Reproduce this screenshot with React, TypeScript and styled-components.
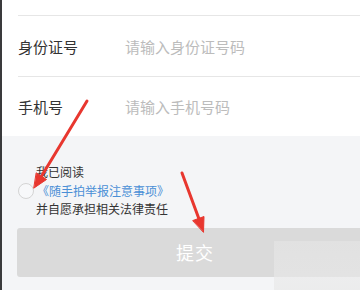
import React from "react";
import styled, { createGlobalStyle } from "styled-components";

const Global = createGlobalStyle`
  html, body { margin: 0; padding: 0; background: #f4f5f7; overflow: hidden; }
  body { font-family: "Noto Sans CJK SC", "Noto Sans", sans-serif; }
`;

const Screen = styled.div`
  position: relative;
  width: 358px;
  height: 290px;
  border-left: 2px solid #3a3a3c;
  background: #f4f5f7;
  overflow: hidden;
`;

const Form = styled.div`
  background: #fff;
  padding-left: 16px;
`;

const Row = styled.div<{ $h: number; $last?: boolean }>`
  display: grid;
  grid-template-columns: 107px 1fr;
  align-items: center;
  height: ${(p) => p.$h}px;
  border-bottom: ${(p) => (p.$last ? "none" : "1px solid #e6e6e6")};
`;

const Label = styled.span`
  font-size: 15px;
  color: #333;
`;

const Placeholder = styled.span`
  font-size: 15px;
  color: #bcbcbc;
`;

const Agree = styled.div`
  display: flex;
  align-items: center;
  gap: 2px;
  padding: 27px 0 0 16px;
`;

const Radio = styled.span`
  width: 14px;
  height: 14px;
  border-radius: 50%;
  border: 1px solid #d4d4d4;
  background: #f7f8fa;
  flex: none;
`;

const AgreeText = styled.div`
  display: flex;
  flex-direction: column;
  font-size: 12px;
  line-height: 18.5px;
  color: #333;
`;

const Link = styled.span`
  color: #4a8fd6;
  margin-left: 1px;
`;

const Submit = styled.button`
  display: block;
  box-sizing: border-box;
  margin: 9px 0 0 15px;
  width: calc(100% - 15px);
  height: 49px;
  padding: 0 0 0 13px;
  border: none;
  border-radius: 3px 0 0 3px;
  background: #dadada;
  color: #fff;
  font-family: inherit;
  font-size: 18px;
  letter-spacing: 1px;
`;

const Watermark = styled.div`
  position: absolute;
  left: 272px;
  top: 241px;
  right: 0;
  bottom: 0;
  background: linear-gradient(180deg, rgba(234, 234, 234, 0.45), rgba(232, 232, 232, 0.7));
  pointer-events: none;
`;

const Arrows = styled.svg`
  position: absolute;
  left: -2px;
  top: 0;
  pointer-events: none;
`;

export default function App() {
  return (
    <>
      <Global />
      <Screen>
        <Form>
          <Row $h={15} />
          <Row $h={60}>
            <Label>身份证号</Label>
            <Placeholder>请输入身份证号码</Placeholder>
          </Row>
          <Row $h={59} $last>
            <Label>手机号</Label>
            <Placeholder>请输入手机号码</Placeholder>
          </Row>
        </Form>
        <Agree>
          <Radio />
          <AgreeText>
            <span>我已阅读</span>
            <Link>《随手拍举报注意事项》</Link>
            <span>并自愿承担相关法律责任</span>
          </AgreeText>
        </Agree>
        <Submit>提交</Submit>
        <Watermark />
        <Arrows width="360" height="290" viewBox="0 0 360 290">
          <g stroke="#e8372f" strokeWidth="3" strokeLinecap="round" fill="#e8372f">
            <line x1="87" y1="101" x2="41" y2="177" />
            <polygon points="34,188 46.5,179.5 36.5,173" strokeWidth="1" strokeLinejoin="round" />
            <line x1="182" y1="173" x2="199" y2="219" />
            <polygon points="203.5,232 204,216.5 193,220.5" strokeWidth="1" strokeLinejoin="round" />
          </g>
        </Arrows>
      </Screen>
    </>
  );
}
----------------------------------------
### Request
Reproduce the material above in full, exactly, with no images.

### Answer in full
Reproduce this screenshot with React, TypeScript and styled-components.
import React from "react";
import styled, { createGlobalStyle } from "styled-components";

const Global = createGlobalStyle`
  html, body { margin: 0; padding: 0; background: #f4f5f7; overflow: hidden; }
  body { font-family: "Noto Sans CJK SC", "Noto Sans", sans-serif; }
`;

const Screen = styled.div`
  position: relative;
  width: 358px;
  height: 290px;
  border-left: 2px solid #3a3a3c;
  background: #f4f5f7;
  overflow: hidden;
`;

const Form = styled.div`
  background: #fff;
  padding-left: 16px;
`;

const Row = styled.div<{ $h: number; $last?: boolean }>`
  display: grid;
  grid-template-columns: 107px 1fr;
  align-items: center;
  height: ${(p) => p.$h}px;
  border-bottom: ${(p) => (p.$last ? "none" : "1px solid #e6e6e6")};
`;

const Label = styled.span`
  font-size: 15px;
  color: #333;
`;

const Placeholder = styled.span`
  font-size: 15px;
  color: #bcbcbc;
`;

const Agree = styled.div`
  display: flex;
  align-items: center;
  gap: 2px;
  padding: 27px 0 0 16px;
`;

const Radio = styled.span`
  width: 14px;
  height: 14px;
  border-radius: 50%;
  border: 1px solid #d4d4d4;
  background: #f7f8fa;
  flex: none;
`;

const AgreeText = styled.div`
  display: flex;
  flex-direction: column;
  font-size: 12px;
  line-height: 18.5px;
  color: #333;
`;

const Link = styled.span`
  color: #4a8fd6;
  margin-left: 1px;
`;

const Submit = styled.button`
  display: block;
  box-sizing: border-box;
  margin: 9px 0 0 15px;
  width: calc(100% - 15px);
  height: 49px;
  padding: 0 0 0 13px;
  border: none;
  border-radius: 3px 0 0 3px;
  background: #dadada;
  color: #fff;
  font-family: inherit;
  font-size: 18px;
  letter-spacing: 1px;
`;

const Watermark = styled.div`
  position: absolute;
  left: 272px;
  top: 241px;
  right: 0;
  bottom: 0;
  background: linear-gradient(180deg, rgba(234, 234, 234, 0.45), rgba(232, 232, 232, 0.7));
  pointer-events: none;
`;

const Arrows = styled.svg`
  position: absolute;
  left: -2px;
  top: 0;
  pointer-events: none;
`;

export default function App() {
  return (
    <>
      <Global />
      <Screen>
        <Form>
          <Row $h={15} />
          <Row $h={60}>
            <Label>身份证号</Label>
            <Placeholder>请输入身份证号码</Placeholder>
          </Row>
          <Row $h={59} $last>
            <Label>手机号</Label>
            <Placeholder>请输入手机号码</Placeholder>
          </Row>
        </Form>
        <Agree>
          <Radio />
          <AgreeText>
            <span>我已阅读</span>
            <Link>《随手拍举报注意事项》</Link>
            <span>并自愿承担相关法律责任</span>
          </AgreeText>
        </Agree>
        <Submit>提交</Submit>
        <Watermark />
        <Arrows width="360" height="290" viewBox="0 0 360 290">
          <g stroke="#e8372f" strokeWidth="3" strokeLinecap="round" fill="#e8372f">
            <line x1="87" y1="101" x2="41" y2="177" />
            <polygon points="34,188 46.5,179.5 36.5,173" strokeWidth="1" strokeLinejoin="round" />
            <line x1="182" y1="173" x2="199" y2="219" />
            <polygon points="203.5,232 204,216.5 193,220.5" strokeWidth="1" strokeLinejoin="round" />
          </g>
        </Arrows>
      </Screen>
    </>
  );
}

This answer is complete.